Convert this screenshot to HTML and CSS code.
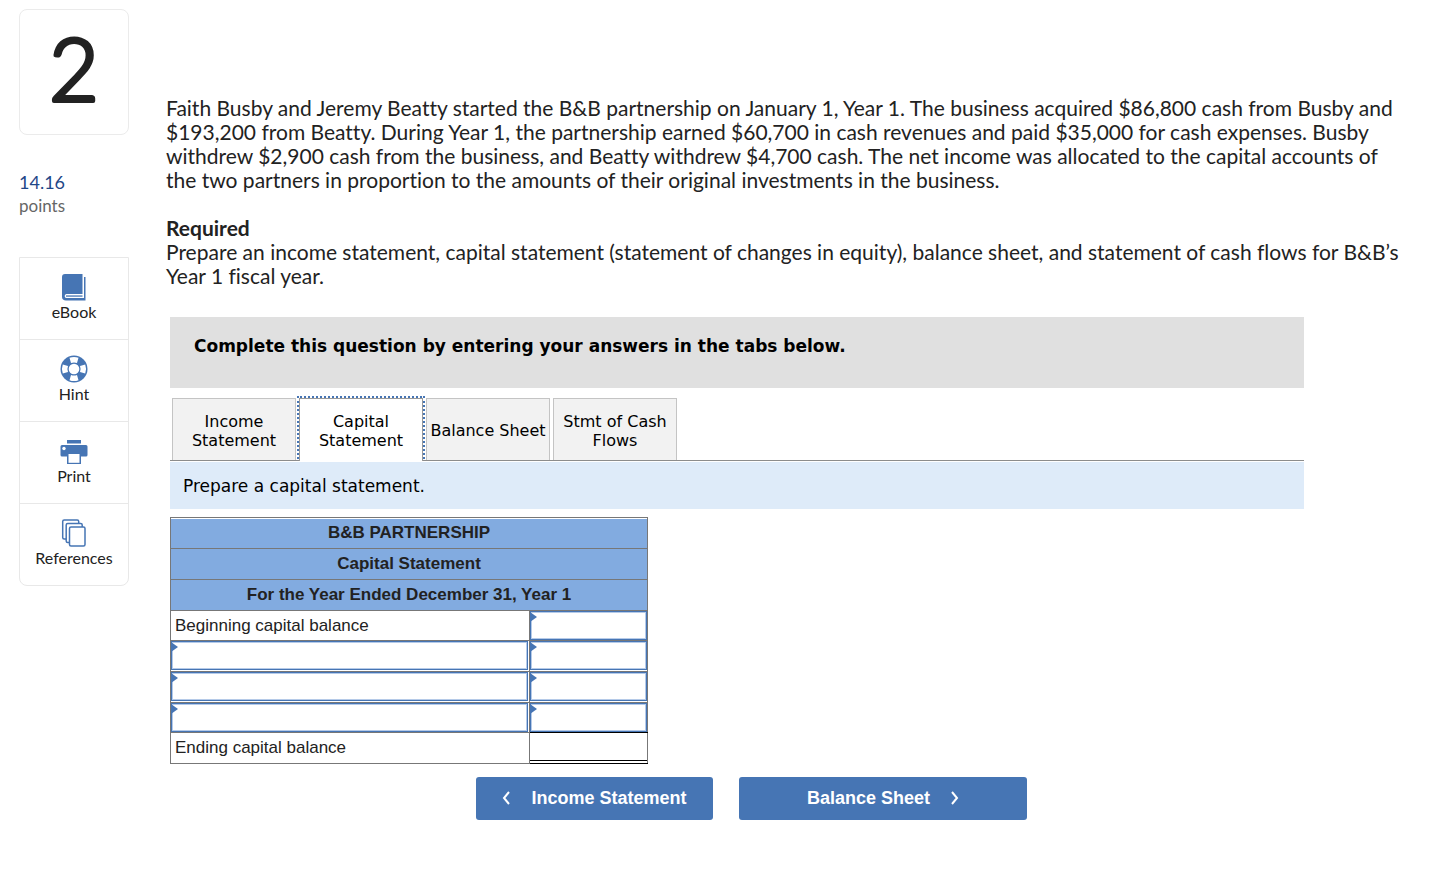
FILE: index.html
```html
<!DOCTYPE html>
<html lang="en">
<head>
<meta charset="utf-8">
<title>Question 2</title>
<meta name="viewport" content="width=device-width, initial-scale=1">
<link rel="stylesheet" href="styles.css">
</head>
<body>
<div class="page">
  <aside class="sidebar">
    <div class="number"><svg class="number-art" viewBox="0 0 108 124" role="img" aria-label="Question 2"><text x="54" y="91" text-anchor="middle">2</text></svg></div>
    <div class="points"><span class="points-value">14.16</span><span class="points-label">points</span></div>
    <nav class="tools" aria-label="Resources">
      <button class="tool" type="button">
        <svg class="tool-icon" viewBox="0 0 28 28" aria-hidden="true"><path fill="#4675b4" d="M5 1h17.500v20H6.500c-2.300 0-2.300 4 0 4H24V4h1.500v23.500H6c-2.500 0-4-1.500-4-3.500V4c0-2 1-3 3-3z"/><path fill="#4675b4" d="M6 22.400h16.500v1.300H6z"/></svg>
        <span>eBook</span>
      </button>
      <button class="tool" type="button">
        <svg class="tool-icon" viewBox="0 0 28 28" aria-hidden="true"><circle cx="14" cy="14" r="13.500" fill="#4675b4"/><path fill="#fff" d="M9.500 2.800Q14 1 18.500 2.800L17 8Q14 6.800 11 8zM9.500 25.200Q14 27 18.500 25.200L17 20Q14 21.200 11 20zM2.800 9.500Q1 14 2.800 18.500L8 17Q6.800 14 8 11zM25.200 9.500Q27 14 25.200 18.500L20 17Q21.200 14 20 11z"/><circle cx="14" cy="14" r="5.300" fill="#fff"/></svg>
        <span>Hint</span>
      </button>
      <button class="tool" type="button">
        <svg class="tool-icon" viewBox="0 0 28 28" aria-hidden="true"><path fill="#4675b4" d="M7 3h14v3.500H7zM2 8h24q1.500 0 1.500 1.500V18q0 1.500-1.500 1.500h-5V27H7v-7.500H2Q.5 19.500.5 18V9.500Q.5 8 2 8z"/><path fill="#fff" d="M8.500 17h11v8.800h-11z"/><circle cx="4" cy="11.500" r="1.700" fill="#fff"/></svg>
        <span>Print</span>
      </button>
      <button class="tool" type="button">
        <svg class="tool-icon" viewBox="0 0 28 28" aria-hidden="true"><g fill="#fff" stroke="#4675b4" stroke-width="1.500"><rect x="2.700" y="1" width="16" height="19" rx="1.500"/><rect x="6.200" y="4.500" width="16" height="19" rx="1.500"/><rect x="9.500" y="8" width="15.500" height="19" rx="1.500"/></g></svg>
        <span>References</span>
      </button>
    </nav>
  </aside>
  <main class="main">
    <div class="prompt">
      <p>Faith Busby and Jeremy Beatty started the B&amp;B partnership on January 1, Year 1. The business acquired $86,800 cash from Busby and<br>$193,200 from Beatty. During Year 1, the partnership earned $60,700 in cash revenues and paid $35,000 for cash expenses. Busby<br>withdrew $2,900 cash from the business, and Beatty withdrew $4,700 cash. The net income was allocated to the capital accounts of<br>the two partners in proportion to the amounts of their original investments in the business.</p>
      <h2>Required</h2>
      <p>Prepare an income statement, capital statement (statement of changes in equity), balance sheet, and statement of cash flows for B&amp;B’s<br>Year 1 fiscal year.</p>
    </div>
    <section class="worksheet">
      <div class="banner">Complete this question by entering your answers in the tabs below.</div>
      <div class="tabs" role="tablist">
        <button class="tab" role="tab" type="button">Income<br>Statement</button>
        <button class="tab tab-active" role="tab" type="button" aria-selected="true">Capital<br>Statement</button>
        <button class="tab" role="tab" type="button">Balance Sheet</button>
        <button class="tab" role="tab" type="button">Stmt of Cash<br>Flows</button>
      </div>
      <div class="instruction">Prepare a capital statement.</div>
      <table class="sheet">
        <colgroup><col class="col-label"><col class="col-amount"></colgroup>
        <thead>
          <tr><th class="first" colspan="2">B&amp;B PARTNERSHIP</th></tr>
          <tr><th colspan="2">Capital Statement</th></tr>
          <tr><th colspan="2">For the Year Ended December 31, Year 1</th></tr>
        </thead>
        <tbody>
          <tr class="short"><td class="label">Beginning capital balance</td><td><div class="entry"><input type="text" aria-label="Beginning capital balance"></div></td></tr>
          <tr><td><div class="entry entry-wide"><input type="text" aria-label="Item 1"></div></td><td><div class="entry"><input type="text" aria-label="Amount 1"></div></td></tr>
          <tr><td><div class="entry entry-wide"><input type="text" aria-label="Item 2"></div></td><td><div class="entry"><input type="text" aria-label="Amount 2"></div></td></tr>
          <tr class="short"><td><div class="entry entry-wide"><input type="text" aria-label="Item 3"></div></td><td class="above-total"><div class="entry"><input type="text" aria-label="Amount 3"></div></td></tr>
          <tr><td class="label">Ending capital balance</td><td class="total"></td></tr>
        </tbody>
      </table>
      <div class="pager">
        <button class="step step-back" type="button"><svg class="chevron" viewBox="0 0 8 14" aria-hidden="true"><path d="M7 1 2 7l5 6"/></svg>Income Statement</button>
        <button class="step step-next" type="button">Balance Sheet<svg class="chevron" viewBox="0 0 8 14" aria-hidden="true"><path d="m1 1 5 6-5 6"/></svg></button>
      </div>
    </section>
  </main>
</div>
</body>
</html>
```
FILE: styles.css
```css
* { box-sizing: border-box; }
body { margin: 0; background: #fff; color: #222; font-family: Lato, sans-serif; font-variant-ligatures: none; }
button { font: inherit; color: inherit; cursor: pointer; }
.page { display: flex; align-items: flex-start; gap: 37px; padding: 9px 0 24px 19px; }
.sidebar { flex: 0 0 110px; }
.number { border: 1px solid #ebebeb; border-radius: 8px; }
.number-art { display: block; width: 100%; font-size: 86px; font-weight: 300; fill: #222; stroke: #222; stroke-width: 4; stroke-linejoin: round; }
.points { display: flex; flex-direction: column; margin: 36px 0 40px; line-height: 23px; }
.points-value { color: #1f4788; font-size: 18px; }
.points-label { color: #666; font-size: 17px; }
.tools { border: 1px solid #e8e8e8; border-radius: 0 0 8px 8px; }
.tool { display: flex; flex-direction: column; align-items: center; width: 100%; height: 81px; padding: 15px 0 0; border: 0; background: none; font-size: 16px; line-height: 22px; }
.tool + .tool { height: 82px; border-top: 1px solid #e8e8e8; }
.tool-icon { width: 28px; height: 28px; }
.main { flex: 1; min-width: 0; padding-top: 87px; }
.prompt { font-size: 21px; line-height: 24px; }
.prompt p, .prompt h2 { margin: 0; }
.prompt h2 { margin-top: 24px; font-size: 21px; line-height: 24px; }
.worksheet { max-width: 1138px; margin-top: 29px; padding-left: 4px; }
.banner { height: 71px; padding: 18px 24px; background: #e0e0e0; color: #000; font: bold 17px/22px Verdana, "DejaVu Sans", sans-serif; }
.tabs { display: flex; gap: 3px; margin-top: 10px; padding-left: 2px; border-bottom: 1px solid #8c8c8c; }
.tab { width: 124px; height: 62px; padding: 2px 0 0; border: 1px solid #c4c4c4; border-bottom: 0; background: #f2f2f2; color: #000; font: 16px/19px Verdana, "DejaVu Sans", sans-serif; white-space: nowrap; }
.tab-active { height: 63px; margin-bottom: -1px; border-color: #999; background: #fff; outline: 2px dotted #4675b4; clip-path: inset(-2px -2px 0); }
.instruction { margin-top: 1px; padding: 13px 13px 11px; background: #deebf9; color: #000; font: 17px/23px Verdana, "DejaVu Sans", sans-serif; }
.sheet { width: 478px; margin-top: 8px; border-collapse: collapse; table-layout: fixed; font: 17px/20px "Liberation Sans", Arial, sans-serif; }
.col-label { width: 359px; }
.sheet th, .sheet td { height: 31px; padding: 0; border: 1px solid #777; }
.sheet .short td { height: 30px; }
.sheet td { vertical-align: top; }
.sheet th { background: #82abe0; }
.sheet th.first { box-shadow: inset 0 1px #fff; }
.sheet .label { padding: 5px 0 0 4px; }
.sheet .above-total { border-bottom-color: #000; }
.sheet .total { border-top-color: #000; border-bottom-color: #000; box-shadow: inset 0 -2px #fff, inset 0 -3px #000; }
.entry { position: relative; height: 29px; }
.entry-wide { padding-right: 1px; }
.entry input { display: block; width: 100%; height: 29px; padding: 0 8px; border: 1px solid #4675b4; box-shadow: inset 0 0 0 1px #b5cae8; font: inherit; }
.entry::before { content: ""; position: absolute; top: 1px; left: 0; border: solid transparent; border-width: 5px 0 5px 7px; border-left-color: #4675b4; }
.pager { display: flex; justify-content: center; gap: 26px; margin-top: 13px; padding-left: 29px; }
.step { display: flex; align-items: center; justify-content: center; gap: 21px; height: 43px; padding: 0 6px 2px; border: 0; border-radius: 3px; background: #4675b4; color: #fff; font: bold 18px/22px "Liberation Sans", Arial, sans-serif; }
.step-back { width: 237px; }
.step-next { width: 288px; }
.chevron { width: 8px; height: 14px; fill: none; stroke: #fff; stroke-width: 2; }
```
——
> [Task instructions]:
Sift the material for lines with the string "this". Copy each one found.

> [Result]:
Convert this screenshot to HTML and CSS code.
      <div class="banner">Complete this question by entering your answers in the tabs below.</div>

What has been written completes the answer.